Tuesday, 8 July 2014

Brent oil hits fresh 1-month low under $110 in 7-day slide

 Brent crude fell to a fresh one-month low beneath $110 a barrel on Tuesday, as prospects for a rise in Libyan oil exports improved and fears of supply disruption in Iraq eased.

The benchmark is headed for a seventh straight session of losses, the longest losing streak since October 2012, and has shed more than 5 percent since the Iraq crisis drove prices to a nine-month high of $115.71 in June.

Brent crude for August delivery was at $109.58 a barrel by 1056 GMT, down 66 cents and just above a month low of $109.53 hit in the session.

U.S. crude edged down 14 cents to $103.39. It settled down for a seventh session on Monday, posting its longest straight decline since 2009. Its discount to Brent fell to the narrowest since mid-June, hitting $6.18 per barrel.
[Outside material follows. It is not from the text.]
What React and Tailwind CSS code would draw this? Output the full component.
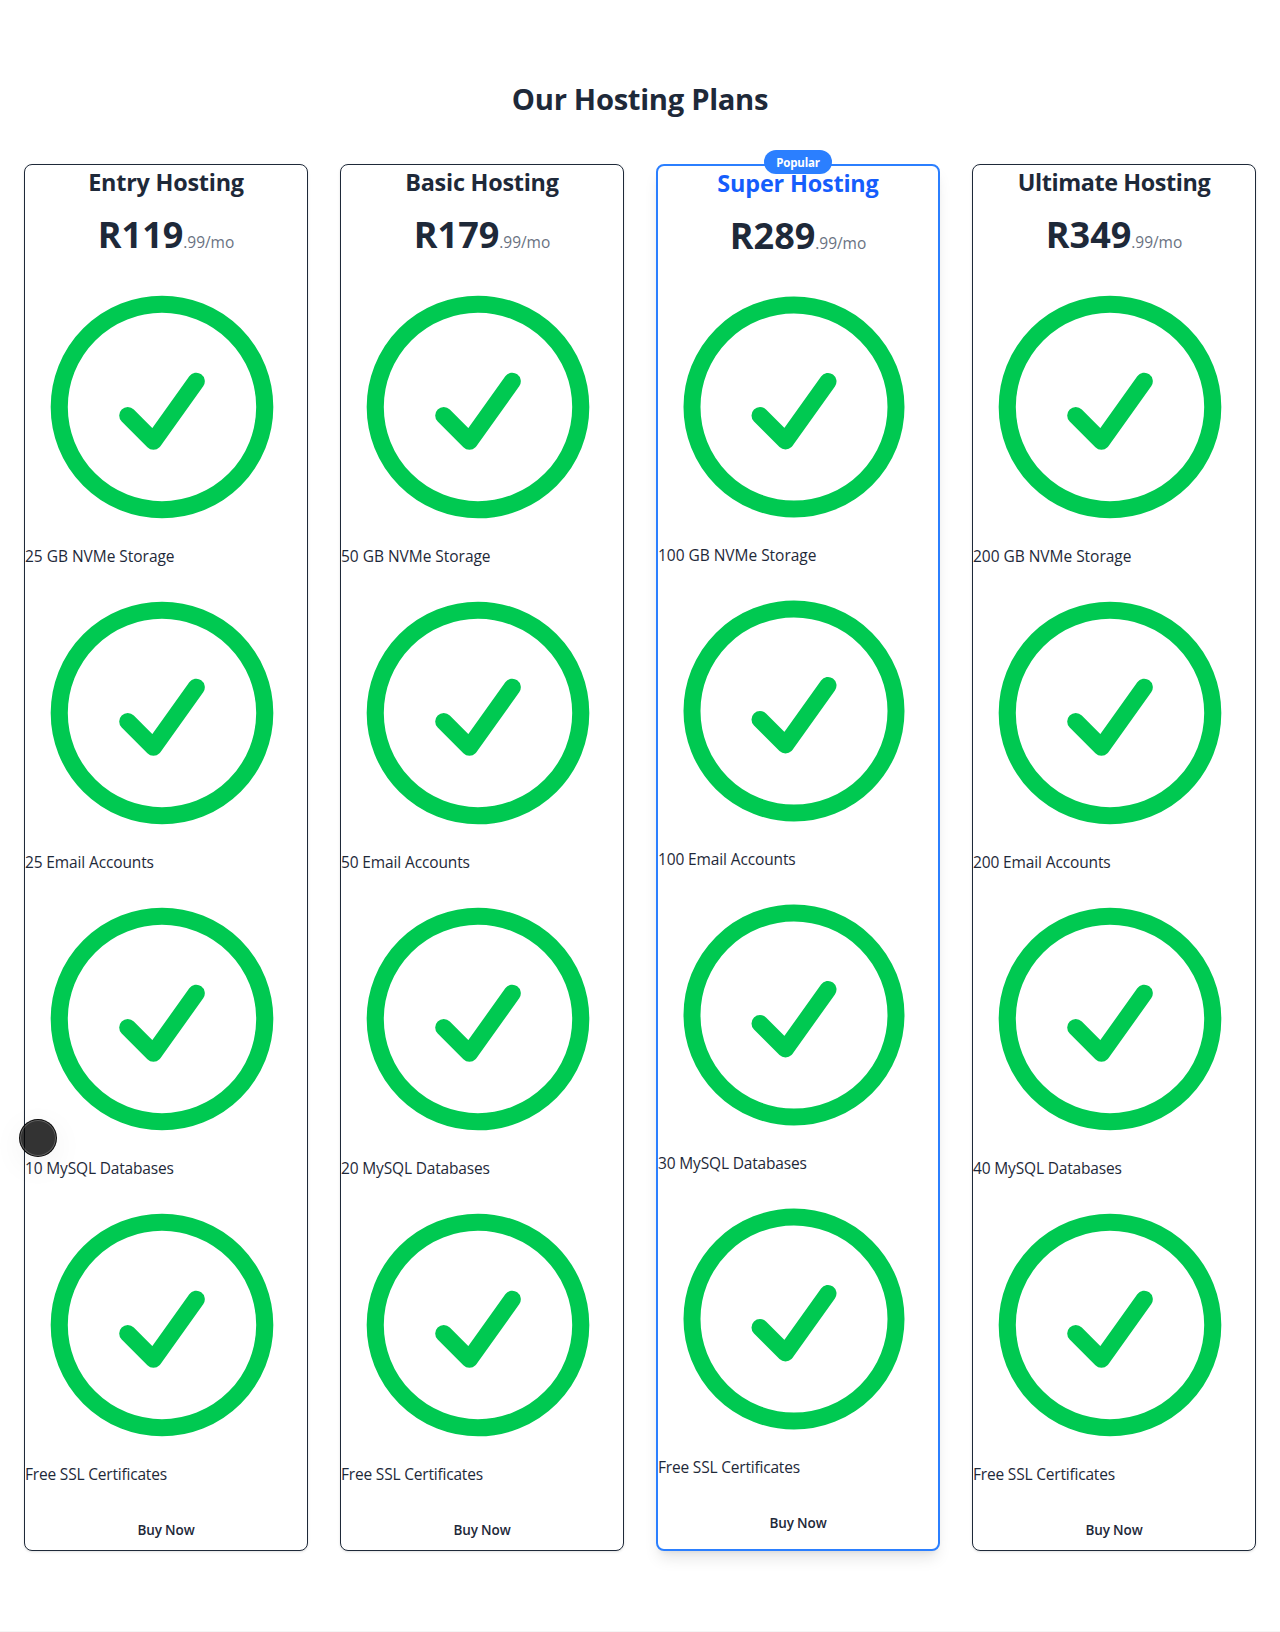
const plans = [
  { name: "Entry Hosting", price: "R119", storage: "25 GB", email: "25", db: "10", track: "tracking-[-0.22px]" },
  { name: "Basic Hosting", price: "R179", storage: "50 GB", email: "50", db: "20", track: "tracking-[-0.24px]" },
  { name: "Super Hosting", price: "R289", storage: "100 GB", email: "100", db: "30", track: "tracking-[-0.17px]", popular: true },
  { name: "Ultimate Hosting", price: "R349", storage: "200 GB", email: "200", db: "40", track: "tracking-[-0.42px]" },
];

function CheckCircle() {
  return (
    <svg
      className="mr-2 block min-w-0 flex-1 text-green-500"
      viewBox="0 0 24 24"
      fill="none"
      stroke="currentColor"
      strokeWidth="1.5"
      strokeLinecap="round"
      strokeLinejoin="round"
    >
      <path d="M9 12.75 11.25 15 15 9.75M21 12a9 9 0 1 1-18 0 9 9 0 0 1 18 0Z" />
    </svg>
  );
}

function Feature({ children, track }) {
  return (
    <li>
      <div className="flex">
        <CheckCircle />
      </div>
      <p className={`h-6 text-[15.5px] leading-6 whitespace-nowrap ${track}`}>{children}</p>
    </li>
  );
}

function PlanCard({ plan }) {
  const frame = plan.popular ? "border-2 border-blue-500 shadow-lg" : "border border-gray-800 shadow-sm";
  return (
    <div className={`relative rounded-lg bg-white ${frame}`}>
      {plan.popular && (
        <span className="absolute -top-4 left-1/2 h-6 w-[68px] -translate-x-1/2 rounded-full bg-blue-500 pt-px text-center text-[11.5px] leading-6 font-bold tracking-[-0.16px] text-white">
          Popular
        </span>
      )}
      <h3 className={`mb-4 pt-px text-center text-[23.4px] leading-8 font-bold ${plan.track} ${plan.popular ? "text-blue-600" : ""}`}>
        {plan.name}
      </h3>
      <p className="mb-[15px] h-[41px] pt-px text-center text-4xl leading-10 font-bold">
        {plan.price}
        <span className="text-[15.5px] leading-6 font-normal tracking-[-0.05px] text-gray-500">.99/mo</span>
      </p>
      <ul className="mb-6 space-y-2">
        <Feature track="tracking-[-0.03px]">{plan.storage} NVMe Storage</Feature>
        <Feature track="tracking-[-0.13px]">{plan.email} Email Accounts</Feature>
        <Feature track="tracking-[-0.16px]">{plan.db} MySQL Databases</Feature>
        <Feature track="tracking-[-0.19px]">Free SSL Certificates</Feature>
      </ul>
      <button className="block h-10 w-full text-center text-[13.5px] font-semibold tracking-[-0.12px]">Buy Now</button>
    </div>
  );
}

export default function App() {
  return (
    <div className="relative h-[1632px] overflow-hidden border-b border-[#f5f5f5] bg-white font-['Open_Sans',sans-serif] text-gray-800">
      <section className="px-6 py-20">
        <h2 className="mb-[47px] pt-px text-center text-[29.2px] leading-9 font-bold tracking-[-0.31px]">Our Hosting Plans</h2>
        <div className="grid grid-cols-4 gap-8">
          {plans.map((plan) => (
            <PlanCard key={plan.name} plan={plan} />
          ))}
        </div>
      </section>
      <div className="absolute top-[1119px] left-[19px] size-[38px] rounded-full border border-black/80 bg-black/80 shadow-[0_8px_32px_rgba(0,0,0,0.06),inset_0_0_0_1px_rgba(255,255,255,0.22)]" />
    </div>
  );
}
Olivier Jakob, an analyst at Petromatrix in Zug, Switzerland, said traders now see less risk that Islamist militants in Iraq will advance beyond the edge of Baghdad and disrupt oil flow in the country's south.
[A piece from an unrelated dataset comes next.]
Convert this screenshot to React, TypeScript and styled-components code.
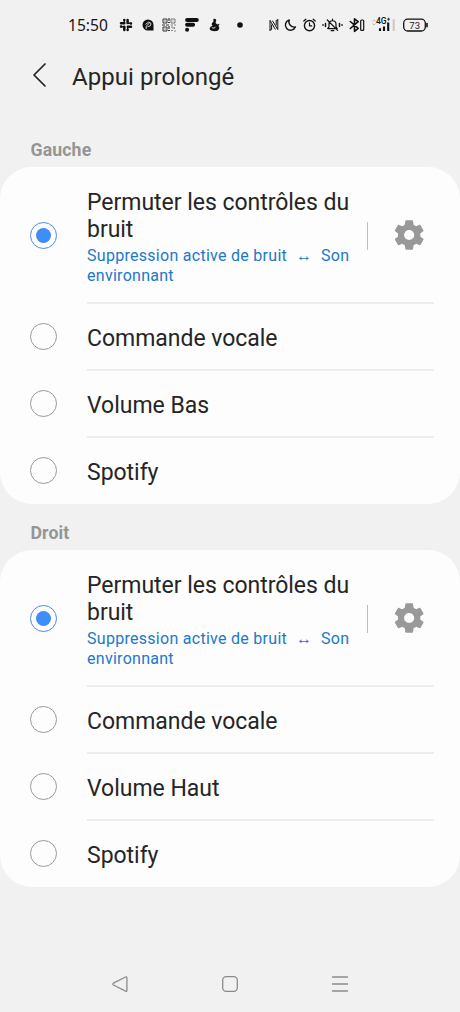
import React from "react";
import styled, { createGlobalStyle } from "styled-components";

const GlobalStyle = createGlobalStyle`
  * { box-sizing: border-box; }
  body { margin: 0; background: #f1f1f1; font-family: Roboto, sans-serif; }
`;

const Screen = styled.div`
  width: 460px;
  height: 1012px;
  display: flex;
  flex-direction: column;
  background: #f1f1f1;
  color: #252525;
  overflow: hidden;
`;

const StatusBar = styled.header`
  height: 50px;
  display: flex;
  align-items: center;
  padding: 0 31px 0 68px;
`;

const Clock = styled.time`
  width: 51px;
  font: 400 15.6px/20px "Noto Sans", sans-serif;
  color: #151515;
`;

const Glyph = styled.svg<{ $w: number; $gap?: number }>`
  width: ${(p) => p.$w}px;
  height: 16px;
  flex: none;
  margin-right: ${(p) => p.$gap ?? 0}px;
  overflow: visible;
  fill: none;
  stroke: #111;
  stroke-width: 1.4;
  stroke-linecap: round;
  stroke-linejoin: round;
`;

const Header = styled.div`
  height: 54px;
  display: flex;
  align-items: center;
  padding-left: 32px;
`;

const BackIcon = styled.svg`
  width: 15px;
  height: 26px;
  margin-right: 25px;
  margin-top: -4px;
  fill: none;
  stroke: #222;
  stroke-width: 1.7;
  stroke-linecap: round;
  stroke-linejoin: round;
`;

const Title = styled.h1`
  margin: 0;
  font-size: 24px;
  line-height: 28px;
  font-weight: 400;
  letter-spacing: 0.05px;
`;

const Section = styled.section<{ $labelHeight: number }>`
  display: grid;
  grid-template-rows: ${(p) => p.$labelHeight}px 337px;
`;

const SectionLabel = styled.h2`
  margin: 0;
  align-self: end;
  padding: 0 30.5px 7px;
  font-size: 17.7px;
  line-height: 20px;
  font-weight: 700;
  letter-spacing: 0.12px;
  color: #959595;
`;

const Card = styled.div`
  display: flex;
  flex-direction: column;
  background: #fdfdfd;
  border-radius: 32px;
`;

const Row = styled.div<{ $tall?: boolean }>`
  height: ${(p) => (p.$tall ? 136 : 67)}px;
  display: flex;
  padding: 0 26px 0 30px;
`;

const Radio = styled.span<{ $checked?: boolean }>`
  width: 27px;
  height: 27px;
  flex: none;
  display: grid;
  place-items: center;
  align-self: center;
  margin-right: 30px;
  border-radius: 50%;
  border: 1.3px solid ${(p) => (p.$checked ? "#4a8be4" : "#999")};
  &::after {
    content: "";
    width: 15px;
    height: 15px;
    border-radius: 50%;
    background: ${(p) => (p.$checked ? "#3f8dfb" : "transparent")};
  }
`;

const RowBody = styled.div<{ $divided?: boolean }>`
  flex: 1;
  display: flex;
  align-items: center;
  margin-top: -1px;
  border-top: 2px solid ${(p) => (p.$divided ? "#ededed" : "transparent")};
`;

const Texts = styled.div`
  width: 280px;
  padding-top: 3px;
`;

const Label = styled.div`
  font-size: 23px;
  line-height: 27px;
  letter-spacing: -0.03px;
  white-space: nowrap;
`;

const Detail = styled.div`
  margin-top: 3px;
  margin-bottom: -1px;
  font-size: 16px;
  line-height: 20px;
  letter-spacing: 0.28px;
  color: #1c78ca;
  white-space: nowrap;
`;

const Arrow = styled.span`
  display: inline-block;
  width: 34px;
  text-align: center;
  font: 16px/16px "Liberation Serif", serif;
`;

const Separator = styled.span`
  width: 1px;
  height: 28px;
  background: #bdbdbd;
`;

const GearIcon = styled.svg`
  width: 36px;
  height: 36px;
  margin: -2px 0 0 23px;
  fill: #999;
`;

const NavBar = styled.nav`
  height: 56px;
  margin-top: auto;
  display: flex;
  align-items: center;
  justify-content: space-between;
  padding: 0 110px;
`;

const NavIcon = styled.svg`
  width: 20px;
  height: 20px;
  fill: none;
  stroke: #8b8b8b;
  stroke-width: 1.3;
  stroke-linecap: round;
  stroke-linejoin: round;
`;

const StatusIcons = () => (
  <>
    <Glyph $w={14} $gap={9} viewBox="0 0 14 16">
      <g strokeWidth="2.5">
        <path d="M5.3 2.9v.1M5.3 6.2H2M8.6 2.9v3.2M11.9 6.4h.1M2 9.6h.1M5.3 9.8v3.3M8.6 13v.1M8.8 9.8H12" />
        <path d="M5.3 3v3.2M8.9 6.3H12M2 9.8h3.3M8.7 9.8v3.3" strokeWidth="1.5" />
      </g>
    </Glyph>
    <Glyph $w={12} $gap={8} viewBox="0 0 12 16">
      <path d="M6 2.5a5.5 5.5 0 1 0 0 11h5.5V8A5.5 5.5 0 0 0 6 2.5z" fill="#111" stroke="none" />
      <path d="M4.2 11.7V9.2L7.5 6M3.8 7.2l3-2.2 2.2 1.4-.6 2.4-2.5.8" stroke="#eee" strokeWidth="0.9" />
    </Glyph>
    <Glyph $w={14} $gap={9} viewBox="0 0 14 16">
      <g stroke="#333" strokeWidth="1" strokeLinecap="butt" strokeLinejoin="miter">
        <path d="M1 2h4v4H1zM1 10h4v4H1z" />
        <path d="M9 2h4v4H9z" stroke="#777" />
        <path d="M2.5 4h1M2.5 12h1M7 1v3M6 5.5h2M0 8h3M4 8h3M7 9v3M6 13.5h2" strokeWidth="1.2" />
        <path d="M10.5 4h1M8.5 8H11M12 8h2M9 10h2v2M12.5 10v2M9 13.5h2M12 14h2" stroke="#888" />
      </g>
    </Glyph>
    <Glyph $w={14} $gap={10} viewBox="0 0 14 16">
      <path d="M2.1 2.9h9.7M2.1 7.8h6M2.1 12.7h.01" strokeWidth="4" />
    </Glyph>
    <Glyph $w={11} $gap={17} viewBox="0 0 11 16">
      <path d="M4.4 2.1c1.3-1 3.1.1 2.8 1.7-.1.9-.9 1.3-.5 2.1.4.7 1.2.8 1.7 1.5l1.7-.7c.7 1-.1 1.9-.9 2.2 2 .7 1.1 4.7-1.7 5.1-1.6.3-5 .3-6.2-.9C.3 11.9.6 10 2 9.4l1.6-.7c-.8-.7-1.3-1.7-.5-2.8.7-.9 1.6-1 1.3-2z" fill="#111" stroke="none" />
      <path d="M3.2 10.7c1 .9 2.7.6 3.2-.5" stroke="#eee" strokeWidth="0.9" />
    </Glyph>
    <Glyph $w={6} $gap={26} viewBox="0 0 6 16">
      <circle cx="3" cy="8" r="2.8" fill="#111" stroke="none" />
    </Glyph>
    <Glyph $w={10} $gap={6} viewBox="0 0 10 16">
      <path d="M1 13.2V3.4l5.2 8.8M8.8 2.8v9.8L3.6 4M1 13.2l1.6-.6V8M8.8 2.8l-1.6.6V8" strokeWidth="1" />
    </Glyph>
    <Glyph $w={11} $gap={7} viewBox="0 0 11 16">
      <path d="M4.2 3A5.4 5.4 0 0 0 10.4 10 5.2 5.2 0 1 1 4.2 3z" />
    </Glyph>
    <Glyph $w={13} $gap={6} viewBox="0 0 13 16">
      <circle cx="6.5" cy="8.6" r="5.1" />
      <path d="M6.5 5.8v3.1h2.2M.8 4l2-1.8M12.2 4l-2-1.8" strokeWidth="1.2" />
    </Glyph>
    <Glyph $w={21} $gap={6} viewBox="0 0 21 16">
      <g strokeWidth="1.2">
        <path d="M5.7 11.6h9.5l-1.2-1.8V7.1c0-4.5-7-4.5-7 0v2.7zM10.5 3V2.2M9.2 13.7h2.6M5.3 3l10.3 10.3" />
        <path d="M3.5 6.5v3M17.5 6.5v3M1 7.8v.4M20 7.8v.4" strokeWidth="1.5" />
      </g>
    </Glyph>
    <Glyph $w={16} $gap={7} viewBox="0 0 16 16">
      <path d="M1.3 4.5l7.9 6.8-3.7 3V1.8l3.7 2.9-7.9 6.8" strokeWidth="1.6" />
      <rect x="11.7" y="3" width="3" height="10.4" rx="1" strokeWidth="1.2" />
    </Glyph>
    <Glyph $w={25} $gap={6} viewBox="0 0 25 16">
      <path d="M.7 4.2L2 2.9l1.3 1.3M.7 6.7L2 8l1.3-1.3" stroke="#bbb" strokeWidth="1" />
      <text x="4" y="6.8" fill="#111" stroke="none" fontFamily="Roboto, sans-serif" fontSize="8.5" fontWeight="500">4G</text>
      <path d="M15.5 2.2h2.2M16.6 1.1v2.2" strokeWidth=".8" />
      <g strokeLinecap="butt" strokeWidth="2.1">
        <path d="M8 11.2V14M12 9.4V14M16.2 5.6V14" />
        <path d="M21.7 2.2V14" stroke="#c9c9c9" />
      </g>
    </Glyph>
    <Glyph $w={25} viewBox="0 0 25 16">
      <rect x=".7" y="2.2" width="21.6" height="11.8" rx="4" strokeWidth="1.3" />
      <path d="M24 6.5v3.2" strokeWidth="1.6" />
      <text x="6.3" y="11.6" fill="#222" stroke="none" fontFamily="Roboto, sans-serif" fontSize="9.5">73</text>
    </Glyph>
  </>
);

const Gear = () => (
  <GearIcon viewBox="0 0 24 24">
    <path fillRule="evenodd" d="M19.5 13a7.8 7.8 0 0 0 0-2l2-1.55c.2-.15.25-.4.12-.64l-1.95-3.38c-.12-.22-.37-.3-.6-.22l-2.3.96a7.5 7.5 0 0 0-1.72-.98l-.38-2.6a.5.5 0 0 0-.5-.42h-4.1a.5.5 0 0 0-.5.42l-.38 2.6a7.5 7.5 0 0 0-1.72.98l-2.3-.96c-.23-.08-.48 0-.6.22L2.62 8.81c-.13.22-.08.49.12.64L4.7 11a8 8 0 0 0 0 2l-1.96 1.55c-.2.15-.25.42-.12.64l1.95 3.38c.12.22.37.3.6.22l2.3-.96c.53.4 1.1.74 1.72.98l.38 2.6c.03.24.24.42.5.42h4.1c.26 0 .47-.18.5-.42l.38-2.6a7.5 7.5 0 0 0 1.72-.98l2.3.96c.23.08.48 0 .6-.22l1.95-3.38a.5.5 0 0 0-.12-.64zM12.1 15.4a3.4 3.4 0 1 1 0-6.8 3.4 3.4 0 0 1 0 6.8z" />
  </GearIcon>
);

const NoiseOption = () => (
  <Row $tall>
    <Radio $checked />
    <RowBody>
      <Texts>
        <Label>Permuter les contrôles du<br />bruit</Label>
        <Detail>Suppression active de bruit<Arrow>↔</Arrow>Son<br />environnant</Detail>
      </Texts>
      <Separator />
      <Gear />
    </RowBody>
  </Row>
);

const SideSection = ({ name, options, labelHeight }: { name: string; options: string[]; labelHeight: number }) => (
  <Section $labelHeight={labelHeight}>
    <SectionLabel>{name}</SectionLabel>
    <Card>
      <NoiseOption />
      {options.map((option) => (
        <Row key={option}>
          <Radio />
          <RowBody $divided>
            <Texts><Label>{option}</Label></Texts>
          </RowBody>
        </Row>
      ))}
    </Card>
  </Section>
);

export default function App() {
  return (
    <Screen>
      <GlobalStyle />
      <StatusBar>
        <Clock>15:50</Clock>
        <StatusIcons />
      </StatusBar>
      <Header>
        <BackIcon viewBox="0 0 15 26"><path d="M13 2L2 13l11 11" /></BackIcon>
        <Title>Appui prolongé</Title>
      </Header>
      <SideSection name="Gauche" labelHeight={63} options={["Commande vocale", "Volume Bas", "Spotify"]} />
      <SideSection name="Droit" labelHeight={46} options={["Commande vocale", "Volume Haut", "Spotify"]} />
      <NavBar>
        <NavIcon viewBox="0 0 20 20"><path d="M16.9 3.8v12.6q0 1.4-1.3.8L3.4 11q-1.2-.9 0-1.8L15.6 3q1.3-.5 1.3.8z" /></NavIcon>
        <NavIcon viewBox="0 0 20 20"><rect x="2.7" y="2.7" width="14.6" height="14.6" rx="3.5" /></NavIcon>
        <NavIcon viewBox="0 0 20 20"><path d="M2.5 3h15M2.5 10h15M2.5 17h15" /></NavIcon>
      </NavBar>
    </Screen>
  );
}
"The oil fields in the south are not in direct danger and the oil fields in the north and Kurdistan are also not in danger. So for now it is difficult to see any strong disruptions to exports," Jakob said.

"The fact that the big ports in Libya are now reopening also makes some prompt crude oil available to the market."

The Brent future for delivery in September also moved to a small premium over contracts for delivery next month, which traders said is an indication of weak demand.